Romney opposes abortion, but he supports allowing exceptions in cases of rape. He also supports allowing seniors to opt to buy private insurance, but he has not fully embraced Ryan's more aggressive approach.
The platform is set to be adopted Monday by the Republican National Committee. Romney is set to be nominated for president at the Republican National Convention, which begins Monday.
"The committee and Gov. Romney agree on the main things involving the economy," platform committee member Russ Walker of Oregon said. "There are some subtle differences."
Committee member Barbara Ann Fenton of Rhode Island voted against the abortion plank. A supporter of legal abortion, she said the GOP risks marginalizing itself with younger voters by espousing positions she considers out of step with most Americans.
"If we seek tolerance on some of these social issues, it will lead to a stronger Republican Party," Fenton said.

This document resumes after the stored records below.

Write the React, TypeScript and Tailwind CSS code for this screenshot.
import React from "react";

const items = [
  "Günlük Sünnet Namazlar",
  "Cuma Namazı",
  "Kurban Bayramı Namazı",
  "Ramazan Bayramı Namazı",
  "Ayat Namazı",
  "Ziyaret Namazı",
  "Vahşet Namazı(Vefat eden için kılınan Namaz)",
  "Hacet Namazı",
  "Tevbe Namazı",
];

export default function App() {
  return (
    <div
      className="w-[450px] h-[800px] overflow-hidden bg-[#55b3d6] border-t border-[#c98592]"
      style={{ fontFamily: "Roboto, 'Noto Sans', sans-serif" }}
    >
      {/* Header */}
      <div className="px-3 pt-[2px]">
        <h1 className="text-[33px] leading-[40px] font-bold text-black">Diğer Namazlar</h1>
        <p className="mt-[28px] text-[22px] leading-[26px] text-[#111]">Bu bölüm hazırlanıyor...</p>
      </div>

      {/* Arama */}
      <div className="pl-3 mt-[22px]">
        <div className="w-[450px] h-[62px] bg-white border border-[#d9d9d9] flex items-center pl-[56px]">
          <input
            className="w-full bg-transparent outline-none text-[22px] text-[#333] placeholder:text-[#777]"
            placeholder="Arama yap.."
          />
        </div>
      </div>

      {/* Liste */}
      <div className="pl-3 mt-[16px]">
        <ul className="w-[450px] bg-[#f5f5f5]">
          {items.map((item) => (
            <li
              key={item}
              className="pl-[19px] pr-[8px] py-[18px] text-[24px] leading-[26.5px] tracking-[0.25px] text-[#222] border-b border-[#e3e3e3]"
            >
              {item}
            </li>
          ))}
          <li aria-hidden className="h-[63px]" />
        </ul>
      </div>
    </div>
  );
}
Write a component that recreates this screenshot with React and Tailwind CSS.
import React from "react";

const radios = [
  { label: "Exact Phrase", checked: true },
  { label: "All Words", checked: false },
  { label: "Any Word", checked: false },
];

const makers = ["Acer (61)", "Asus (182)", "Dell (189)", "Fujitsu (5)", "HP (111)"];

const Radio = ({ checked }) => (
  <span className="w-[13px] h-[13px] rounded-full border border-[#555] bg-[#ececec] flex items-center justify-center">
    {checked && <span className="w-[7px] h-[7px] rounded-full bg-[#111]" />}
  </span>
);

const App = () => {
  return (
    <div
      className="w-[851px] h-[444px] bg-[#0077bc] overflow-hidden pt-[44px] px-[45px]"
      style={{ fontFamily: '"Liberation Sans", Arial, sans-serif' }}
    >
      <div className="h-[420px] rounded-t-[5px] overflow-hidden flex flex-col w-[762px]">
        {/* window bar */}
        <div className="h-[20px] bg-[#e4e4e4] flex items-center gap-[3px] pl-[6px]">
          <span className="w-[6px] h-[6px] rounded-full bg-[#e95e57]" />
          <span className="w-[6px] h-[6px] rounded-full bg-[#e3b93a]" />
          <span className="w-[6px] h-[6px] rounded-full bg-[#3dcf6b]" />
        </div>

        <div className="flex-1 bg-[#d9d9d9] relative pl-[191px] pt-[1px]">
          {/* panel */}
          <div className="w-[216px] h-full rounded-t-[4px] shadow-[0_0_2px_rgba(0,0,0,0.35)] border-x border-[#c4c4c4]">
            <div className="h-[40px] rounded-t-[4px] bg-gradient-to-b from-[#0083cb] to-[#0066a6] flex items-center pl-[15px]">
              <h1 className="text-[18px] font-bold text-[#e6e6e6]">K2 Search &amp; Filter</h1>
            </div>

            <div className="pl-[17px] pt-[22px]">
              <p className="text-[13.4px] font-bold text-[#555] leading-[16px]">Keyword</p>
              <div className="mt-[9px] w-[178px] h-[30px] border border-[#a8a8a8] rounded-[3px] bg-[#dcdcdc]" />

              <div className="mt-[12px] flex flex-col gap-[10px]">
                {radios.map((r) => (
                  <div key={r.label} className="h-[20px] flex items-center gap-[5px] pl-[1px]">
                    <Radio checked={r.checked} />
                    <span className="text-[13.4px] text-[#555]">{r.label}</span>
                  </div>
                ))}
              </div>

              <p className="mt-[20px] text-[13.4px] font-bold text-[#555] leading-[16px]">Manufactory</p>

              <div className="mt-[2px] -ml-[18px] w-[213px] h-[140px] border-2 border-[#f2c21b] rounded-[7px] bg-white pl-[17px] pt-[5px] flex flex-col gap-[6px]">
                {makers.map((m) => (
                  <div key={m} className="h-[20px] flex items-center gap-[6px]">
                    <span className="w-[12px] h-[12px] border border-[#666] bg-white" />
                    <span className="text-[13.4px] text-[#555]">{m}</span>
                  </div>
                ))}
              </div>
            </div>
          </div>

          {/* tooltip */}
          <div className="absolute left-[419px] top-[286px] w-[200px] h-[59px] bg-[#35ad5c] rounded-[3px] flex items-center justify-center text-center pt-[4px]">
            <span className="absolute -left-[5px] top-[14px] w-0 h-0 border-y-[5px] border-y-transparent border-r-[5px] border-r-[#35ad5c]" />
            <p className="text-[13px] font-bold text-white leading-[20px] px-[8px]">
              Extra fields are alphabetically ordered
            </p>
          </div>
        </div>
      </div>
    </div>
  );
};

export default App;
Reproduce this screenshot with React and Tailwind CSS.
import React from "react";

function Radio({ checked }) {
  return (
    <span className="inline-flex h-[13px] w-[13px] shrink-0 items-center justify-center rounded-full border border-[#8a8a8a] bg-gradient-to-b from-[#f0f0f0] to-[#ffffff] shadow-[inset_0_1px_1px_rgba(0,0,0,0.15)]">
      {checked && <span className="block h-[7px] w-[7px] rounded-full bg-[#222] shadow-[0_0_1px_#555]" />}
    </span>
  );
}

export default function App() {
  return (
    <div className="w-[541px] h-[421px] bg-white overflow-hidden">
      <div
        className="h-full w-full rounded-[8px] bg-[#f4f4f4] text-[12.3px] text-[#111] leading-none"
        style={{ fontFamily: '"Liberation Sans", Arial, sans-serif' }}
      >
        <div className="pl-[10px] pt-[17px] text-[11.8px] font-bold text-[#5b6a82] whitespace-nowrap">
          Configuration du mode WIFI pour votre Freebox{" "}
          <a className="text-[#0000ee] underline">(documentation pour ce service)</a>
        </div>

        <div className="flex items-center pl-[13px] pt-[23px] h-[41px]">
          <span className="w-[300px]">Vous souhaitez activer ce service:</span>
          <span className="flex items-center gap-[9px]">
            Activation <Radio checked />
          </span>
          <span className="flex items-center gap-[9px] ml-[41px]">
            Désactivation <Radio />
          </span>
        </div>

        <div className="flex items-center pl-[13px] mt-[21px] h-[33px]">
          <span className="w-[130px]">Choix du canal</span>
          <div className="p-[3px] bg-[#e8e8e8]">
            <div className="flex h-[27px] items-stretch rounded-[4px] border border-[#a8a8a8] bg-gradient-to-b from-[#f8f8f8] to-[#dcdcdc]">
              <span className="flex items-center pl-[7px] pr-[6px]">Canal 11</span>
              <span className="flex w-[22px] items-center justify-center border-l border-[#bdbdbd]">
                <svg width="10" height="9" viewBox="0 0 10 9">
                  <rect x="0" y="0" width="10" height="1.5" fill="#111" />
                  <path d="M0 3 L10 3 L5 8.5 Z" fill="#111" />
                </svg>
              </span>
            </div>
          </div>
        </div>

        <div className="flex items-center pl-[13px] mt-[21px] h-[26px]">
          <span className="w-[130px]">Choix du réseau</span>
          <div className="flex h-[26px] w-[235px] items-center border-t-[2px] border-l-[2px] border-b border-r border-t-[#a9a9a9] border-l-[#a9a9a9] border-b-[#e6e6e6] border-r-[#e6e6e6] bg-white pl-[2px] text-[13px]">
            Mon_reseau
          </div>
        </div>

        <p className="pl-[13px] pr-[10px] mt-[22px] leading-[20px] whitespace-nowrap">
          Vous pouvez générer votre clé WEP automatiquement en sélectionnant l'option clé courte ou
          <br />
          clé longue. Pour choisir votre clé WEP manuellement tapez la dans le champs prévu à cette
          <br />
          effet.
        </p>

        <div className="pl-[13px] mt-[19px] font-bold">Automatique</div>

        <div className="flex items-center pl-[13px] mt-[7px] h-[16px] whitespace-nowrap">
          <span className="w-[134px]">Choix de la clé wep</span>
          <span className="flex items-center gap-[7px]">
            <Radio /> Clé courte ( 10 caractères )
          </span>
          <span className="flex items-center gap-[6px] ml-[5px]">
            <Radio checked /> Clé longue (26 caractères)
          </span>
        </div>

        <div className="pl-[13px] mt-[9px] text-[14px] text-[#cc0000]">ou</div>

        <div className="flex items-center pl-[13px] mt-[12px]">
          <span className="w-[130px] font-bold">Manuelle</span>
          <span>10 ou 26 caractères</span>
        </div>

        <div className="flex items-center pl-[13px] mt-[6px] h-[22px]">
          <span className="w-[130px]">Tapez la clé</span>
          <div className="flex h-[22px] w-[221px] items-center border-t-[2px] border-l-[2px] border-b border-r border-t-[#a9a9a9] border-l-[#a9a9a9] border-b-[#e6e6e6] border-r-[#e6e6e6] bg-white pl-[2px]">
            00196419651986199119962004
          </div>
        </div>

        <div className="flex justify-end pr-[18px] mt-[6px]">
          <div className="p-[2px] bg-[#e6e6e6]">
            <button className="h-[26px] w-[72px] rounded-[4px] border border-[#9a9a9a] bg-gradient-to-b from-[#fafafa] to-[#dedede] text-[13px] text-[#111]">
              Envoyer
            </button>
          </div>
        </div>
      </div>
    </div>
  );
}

National polls show a majority of Americans favor legal abortion in most cases. Likewise, a small minority of Americans say abortion should be illegal in most cases, according to Gallup.
A Gallup poll last year found that 75 percent of adults say abortion should be legal in cases of rape or incest.
The RNC's proposed abortion language is the same as it's been since 1984. But this year, it comes as GOP officials called on Rep. Todd Akin, R-Mo., to quit his Senate bid after he made inflammatory comments about rape. Akin, asked in a local TV interview aired Sunday if he opposes abortion in cases of rape, said a woman's body is able to prevent pregnancy in what he called a "legitimate rape."
The party's platform says members of the GOP "assert the sanctity of human life and affirm that the unborn child has a fundamental individual right to life which cannot be infringed. We support a human life amendment to the Constitution."
Romney's abortion decision is also at odds with Ryan, who opposes abortion except in instances where the life of the mother is at risk. That's closer in line with the Republican Party's official position.
A Ryan aide downplayed the difference. "He knows he is joining the Romney ticket and the Romney administration will reflect the views of the nominee," Ryan spokesman Michael Steel told reporters traveling with Ryan from Pittsburgh to Philadelphia.
Ryan has voted for legislation that has included exceptions for rape, incest and the life of the mother, another spokesman said.
The decision might have passed with little notice if not for Akin, whose comments drew intense criticism and quick calls for him to step aside.
Romney called for Akin to withdraw from his race for the Senate, but not until just two hours before a state-imposed deadline and after several GOP officials, including leading social conservatives, did first. Akin said he would stay in the race, and he now has until Sept. 25 to seek a court order to take his name off the ballot.